The Hell-Volhard-Zelinsky reaction proceeds in two steps: 
Step 1: The carboxylic acid reacts with bromine (\(Br_2\)) in the presence of red phosphorus (P red.). The red phosphorus reacts with bromine to form phosphorus tribromide (\(PBr_3\)), which then converts the carboxylic acid to an acyl bromide. The acyl bromide undergoes tautomerization to form an enol, which is then brominated at the $\alpha$-position. 
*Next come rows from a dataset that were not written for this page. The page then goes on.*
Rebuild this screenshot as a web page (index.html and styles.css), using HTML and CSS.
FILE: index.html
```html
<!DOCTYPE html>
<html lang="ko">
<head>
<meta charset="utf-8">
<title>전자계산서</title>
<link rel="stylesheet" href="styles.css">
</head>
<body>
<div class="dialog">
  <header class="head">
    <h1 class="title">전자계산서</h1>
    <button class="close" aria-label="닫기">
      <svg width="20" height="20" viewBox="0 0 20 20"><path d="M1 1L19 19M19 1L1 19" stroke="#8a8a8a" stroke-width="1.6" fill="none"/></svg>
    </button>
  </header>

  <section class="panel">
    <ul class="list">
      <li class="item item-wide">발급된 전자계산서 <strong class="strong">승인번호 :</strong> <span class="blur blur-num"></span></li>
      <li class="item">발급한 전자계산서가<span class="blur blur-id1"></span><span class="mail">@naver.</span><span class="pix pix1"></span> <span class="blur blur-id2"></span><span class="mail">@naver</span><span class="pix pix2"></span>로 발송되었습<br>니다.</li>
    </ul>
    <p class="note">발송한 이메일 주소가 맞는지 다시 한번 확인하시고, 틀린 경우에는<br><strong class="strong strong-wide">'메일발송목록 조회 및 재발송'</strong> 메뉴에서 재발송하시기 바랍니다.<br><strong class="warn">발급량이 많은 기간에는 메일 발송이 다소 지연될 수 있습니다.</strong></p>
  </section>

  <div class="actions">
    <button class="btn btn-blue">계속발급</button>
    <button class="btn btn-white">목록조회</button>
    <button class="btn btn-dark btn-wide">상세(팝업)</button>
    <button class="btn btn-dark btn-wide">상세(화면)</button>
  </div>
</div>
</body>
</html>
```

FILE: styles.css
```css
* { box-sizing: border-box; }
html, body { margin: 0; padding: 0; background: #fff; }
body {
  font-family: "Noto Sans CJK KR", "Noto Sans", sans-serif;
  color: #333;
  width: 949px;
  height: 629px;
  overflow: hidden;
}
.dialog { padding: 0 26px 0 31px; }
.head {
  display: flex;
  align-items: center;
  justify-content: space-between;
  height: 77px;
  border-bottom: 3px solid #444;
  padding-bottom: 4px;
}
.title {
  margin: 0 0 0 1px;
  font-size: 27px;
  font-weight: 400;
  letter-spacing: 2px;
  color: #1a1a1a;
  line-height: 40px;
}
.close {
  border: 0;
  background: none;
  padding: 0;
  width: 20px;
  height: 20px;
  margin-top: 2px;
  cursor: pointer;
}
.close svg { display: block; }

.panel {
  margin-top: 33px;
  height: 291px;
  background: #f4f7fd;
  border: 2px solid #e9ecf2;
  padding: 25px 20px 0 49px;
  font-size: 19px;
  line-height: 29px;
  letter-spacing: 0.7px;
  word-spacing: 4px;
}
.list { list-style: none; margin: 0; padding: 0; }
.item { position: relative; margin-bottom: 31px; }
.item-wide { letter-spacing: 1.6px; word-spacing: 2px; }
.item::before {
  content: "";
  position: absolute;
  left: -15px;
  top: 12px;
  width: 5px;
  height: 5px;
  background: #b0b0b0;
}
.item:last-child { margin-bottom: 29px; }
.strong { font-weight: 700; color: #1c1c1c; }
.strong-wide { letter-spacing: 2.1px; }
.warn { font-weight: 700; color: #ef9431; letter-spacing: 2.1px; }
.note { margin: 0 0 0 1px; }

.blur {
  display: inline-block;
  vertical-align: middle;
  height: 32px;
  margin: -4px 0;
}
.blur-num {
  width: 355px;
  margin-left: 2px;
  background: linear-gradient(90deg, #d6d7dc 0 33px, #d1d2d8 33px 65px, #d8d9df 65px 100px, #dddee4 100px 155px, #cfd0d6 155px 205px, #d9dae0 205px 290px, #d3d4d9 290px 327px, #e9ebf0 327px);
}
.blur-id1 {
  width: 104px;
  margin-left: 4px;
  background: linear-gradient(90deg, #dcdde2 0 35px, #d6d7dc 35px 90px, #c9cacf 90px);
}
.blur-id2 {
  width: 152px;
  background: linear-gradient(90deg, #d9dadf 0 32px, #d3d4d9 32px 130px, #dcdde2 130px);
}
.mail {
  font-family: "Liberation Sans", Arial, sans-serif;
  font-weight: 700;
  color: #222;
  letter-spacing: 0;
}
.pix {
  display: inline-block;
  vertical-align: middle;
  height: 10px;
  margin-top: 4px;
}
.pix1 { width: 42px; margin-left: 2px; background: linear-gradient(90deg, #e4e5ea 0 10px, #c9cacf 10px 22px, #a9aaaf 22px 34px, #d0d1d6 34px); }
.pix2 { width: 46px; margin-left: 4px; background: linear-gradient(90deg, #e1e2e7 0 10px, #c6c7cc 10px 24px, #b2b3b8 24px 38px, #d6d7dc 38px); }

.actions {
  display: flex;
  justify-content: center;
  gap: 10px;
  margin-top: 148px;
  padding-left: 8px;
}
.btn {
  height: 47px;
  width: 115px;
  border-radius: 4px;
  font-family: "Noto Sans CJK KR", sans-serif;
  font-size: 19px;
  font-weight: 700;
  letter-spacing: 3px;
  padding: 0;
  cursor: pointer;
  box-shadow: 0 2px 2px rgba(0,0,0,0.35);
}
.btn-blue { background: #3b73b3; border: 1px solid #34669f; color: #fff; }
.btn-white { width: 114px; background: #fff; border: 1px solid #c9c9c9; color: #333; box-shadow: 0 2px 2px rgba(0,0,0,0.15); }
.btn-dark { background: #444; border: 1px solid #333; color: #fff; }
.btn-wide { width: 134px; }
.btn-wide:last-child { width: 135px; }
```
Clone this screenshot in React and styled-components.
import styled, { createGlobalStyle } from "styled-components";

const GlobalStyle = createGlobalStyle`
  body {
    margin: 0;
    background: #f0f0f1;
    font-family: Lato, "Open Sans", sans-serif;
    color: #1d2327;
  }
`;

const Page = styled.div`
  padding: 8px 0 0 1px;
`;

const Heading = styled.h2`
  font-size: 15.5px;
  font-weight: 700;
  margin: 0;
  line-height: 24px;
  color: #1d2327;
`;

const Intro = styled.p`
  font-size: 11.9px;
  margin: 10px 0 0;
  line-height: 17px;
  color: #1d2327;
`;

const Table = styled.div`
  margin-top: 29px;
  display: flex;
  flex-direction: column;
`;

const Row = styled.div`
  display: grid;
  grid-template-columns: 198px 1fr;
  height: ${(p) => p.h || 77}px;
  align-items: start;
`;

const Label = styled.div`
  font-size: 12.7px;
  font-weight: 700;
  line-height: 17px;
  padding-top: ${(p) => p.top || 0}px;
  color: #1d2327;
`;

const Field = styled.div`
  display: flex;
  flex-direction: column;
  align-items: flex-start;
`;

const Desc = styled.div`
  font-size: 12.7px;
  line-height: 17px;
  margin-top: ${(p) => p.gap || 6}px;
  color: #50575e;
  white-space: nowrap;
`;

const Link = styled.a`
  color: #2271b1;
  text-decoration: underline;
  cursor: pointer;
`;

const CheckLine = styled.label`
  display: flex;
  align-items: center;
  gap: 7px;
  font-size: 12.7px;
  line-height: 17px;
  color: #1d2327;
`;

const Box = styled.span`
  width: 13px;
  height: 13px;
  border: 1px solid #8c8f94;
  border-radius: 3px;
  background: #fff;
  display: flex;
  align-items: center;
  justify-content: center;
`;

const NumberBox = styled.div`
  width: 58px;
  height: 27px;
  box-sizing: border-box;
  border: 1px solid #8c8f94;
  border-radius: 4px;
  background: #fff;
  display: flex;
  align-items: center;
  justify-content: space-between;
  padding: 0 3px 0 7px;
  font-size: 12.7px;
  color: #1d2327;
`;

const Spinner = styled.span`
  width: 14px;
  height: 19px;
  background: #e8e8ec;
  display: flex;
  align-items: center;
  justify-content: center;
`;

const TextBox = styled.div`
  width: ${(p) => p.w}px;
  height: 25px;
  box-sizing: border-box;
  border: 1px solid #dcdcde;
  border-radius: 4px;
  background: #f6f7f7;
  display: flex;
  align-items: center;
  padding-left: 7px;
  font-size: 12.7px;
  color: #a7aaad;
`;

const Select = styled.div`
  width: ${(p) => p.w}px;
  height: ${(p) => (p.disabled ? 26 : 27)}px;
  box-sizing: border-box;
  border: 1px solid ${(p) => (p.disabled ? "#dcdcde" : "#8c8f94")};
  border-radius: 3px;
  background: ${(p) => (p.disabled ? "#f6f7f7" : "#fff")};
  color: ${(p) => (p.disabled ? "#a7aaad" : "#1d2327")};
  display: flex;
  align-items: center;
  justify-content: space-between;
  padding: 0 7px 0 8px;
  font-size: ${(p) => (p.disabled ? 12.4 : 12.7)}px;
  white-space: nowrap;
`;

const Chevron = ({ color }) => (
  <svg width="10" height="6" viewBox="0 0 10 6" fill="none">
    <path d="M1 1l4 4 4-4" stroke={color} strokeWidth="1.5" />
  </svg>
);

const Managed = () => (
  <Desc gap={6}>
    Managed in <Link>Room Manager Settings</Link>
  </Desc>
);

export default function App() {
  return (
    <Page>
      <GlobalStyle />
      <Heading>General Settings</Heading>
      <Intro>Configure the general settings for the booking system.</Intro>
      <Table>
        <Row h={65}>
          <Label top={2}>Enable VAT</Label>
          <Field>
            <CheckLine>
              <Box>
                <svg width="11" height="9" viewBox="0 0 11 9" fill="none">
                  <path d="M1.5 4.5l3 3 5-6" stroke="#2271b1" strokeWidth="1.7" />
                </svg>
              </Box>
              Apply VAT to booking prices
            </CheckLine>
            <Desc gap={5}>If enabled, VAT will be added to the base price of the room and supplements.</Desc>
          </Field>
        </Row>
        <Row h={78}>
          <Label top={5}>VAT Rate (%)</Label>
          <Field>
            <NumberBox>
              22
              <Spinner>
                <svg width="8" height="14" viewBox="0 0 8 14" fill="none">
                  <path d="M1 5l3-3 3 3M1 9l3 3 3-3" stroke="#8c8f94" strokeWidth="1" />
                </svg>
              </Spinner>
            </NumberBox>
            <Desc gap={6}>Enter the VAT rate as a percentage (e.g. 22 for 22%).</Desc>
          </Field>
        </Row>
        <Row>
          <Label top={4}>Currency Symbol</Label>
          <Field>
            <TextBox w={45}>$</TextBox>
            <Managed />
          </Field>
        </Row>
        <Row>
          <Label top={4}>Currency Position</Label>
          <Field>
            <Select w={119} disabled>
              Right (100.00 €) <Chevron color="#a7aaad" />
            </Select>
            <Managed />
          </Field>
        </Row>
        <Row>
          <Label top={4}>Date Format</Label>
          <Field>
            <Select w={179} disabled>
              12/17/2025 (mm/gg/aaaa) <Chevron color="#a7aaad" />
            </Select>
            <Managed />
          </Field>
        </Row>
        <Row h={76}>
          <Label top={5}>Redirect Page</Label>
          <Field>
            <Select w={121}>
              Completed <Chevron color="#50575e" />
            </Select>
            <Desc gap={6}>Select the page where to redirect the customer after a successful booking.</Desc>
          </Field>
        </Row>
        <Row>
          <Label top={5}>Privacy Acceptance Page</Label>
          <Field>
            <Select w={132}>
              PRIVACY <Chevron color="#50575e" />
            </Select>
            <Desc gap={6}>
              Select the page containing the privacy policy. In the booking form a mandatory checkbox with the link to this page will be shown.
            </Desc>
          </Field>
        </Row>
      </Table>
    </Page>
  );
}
Step 2: The $\alpha$-bromoacyl bromide is hydrolyzed with water (\(H_2O\)) to yield the $\alpha$-bromocarboxylic acid.
The overall reaction sequence is:
$$CH_3CH_2COOH \xrightarrow{Br_2/P} \, red.CH_3CHBrCOBr \xrightarrow{H_2O} CH_3CHBrCOOH$$ 
Therefore, the reagent 'X' required for this conversion is (i) Br$_2$/P red., followed by (ii) H$_2$O. 
Analyzing the other options:
Option (2) Br$_2$/CCl$_4$ is used for the bromination of alkenes or alkanes (radical substitution), not for $\alpha$-halogenation of carboxylic acids.
Option (3) Br$_2$ / OH$^-$ is used for the haloform reaction with methyl ketones or secondary alcohols that can be oxidized to methyl ketones.
Option (4) PBr$_3$ is used to convert carboxylic acids to acyl bromides or alcohols to alkyl bromides, but it does not directly introduce a bromine at the $\alpha$-position of a carboxylic acid. 
Thus, the correct reagent 'X' is $ \boxed{(i) Br_2/P \, red., (ii) H_2O} $.